ADDRESS OF HIS HOLINESS JOHN PAUL II
TO THE DIRECTORS OF POSTAL SERVICES
FROM VARIOUS COUNTRIES OF THE WORLD
Friday, 31 May 1991
Dear Friends,
1. I am very pleased to have this occasion to meet with the Directors of Postal Services in various countries of Europe, as well as in Australia, New Zealand, Japan, Canada and the United States of America, during these days in which you are studying ways of improving communications among continents and nations by means of the services that your agencies can provide. At a time when your responsibilities are no doubt becoming ever more demanding, I wish to assure you of the Church’s esteem and appreciation of your work.
As you visit a city so rich in history as Rome, you cannot but recall the long tradition of the post over many centuries in the midst of political, cultural, and social change. It would seem that a form of postal service existed from early antiquity in the Persian Empire, the Greek States and then in the Roman Empire, especially for political and military purpose. In the Roman imperial epoch, postal delivery was greatly expanded along the lines established by Caesar Augustus, so that by the time of Constantine there were provincial magistrates whose sole responsibility was the orderly functioning of the post. With the disappearance of a unified empire, postal communications in the Middle Ages and Renaissance remained limited and sporadic.
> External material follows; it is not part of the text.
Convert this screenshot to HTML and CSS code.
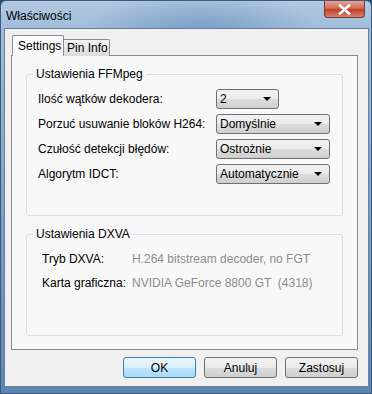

It was only in modern times that a truly international postal organization was established: the Universal Postal Union founded at Berne in 1874. For the purposes of the post, all member countries were from then on to be considered a single territory, each member guaranteeing postal service within its boundaries according to regulations and rates that conformed with those of the other members. Despite wars, social upheavals and the radical transformations of society, the post continues to serve people’s need to communicate with one another, whether within families and among loved ones, or for cultural, educational or business purposes. Today, modern technologies open up new possibilities and create new challenges for even greater communications among all the world’s peoples.
2. Dear friends, each of you holds a position of great trust within society. To you falls responsibility for the confidentiality of postal communications, and for the safe, prompt and dependable delivery of a vast number of letters, parcels and other pieces of mail. You must also see to the efficient administration of your agencies, and to future needs in light of today’s social and technological developments.
But in all this, your service is ultimately directed to the human person, to man, who as I have said in the Encyclical "Redemptor Hominis", "writes [his] personal history through numerous bonds, contacts, situations and social structures linking him with other men . . . man in the full truth of his existence, of his personal being and also of his community and social being-in the sphere of his own family, in the sphere of society and very diverse contexts, in the sphere of his own nation or people . . . and in the sphere of the whole of mankind" (Ioannis Pauli PP. II Redemptor Hominis, 14).
In serving the human person and fostering community among men and women through postal communications, you also glorify God the Creator who calls man to fulfil his earthly vocation in the light of a transcendent destiny. May this same God and Father of our Lord Jesus Christ be with you in your work and enlighten your deliberations during these days. To each of you and to your families I cordially impart my Blessing.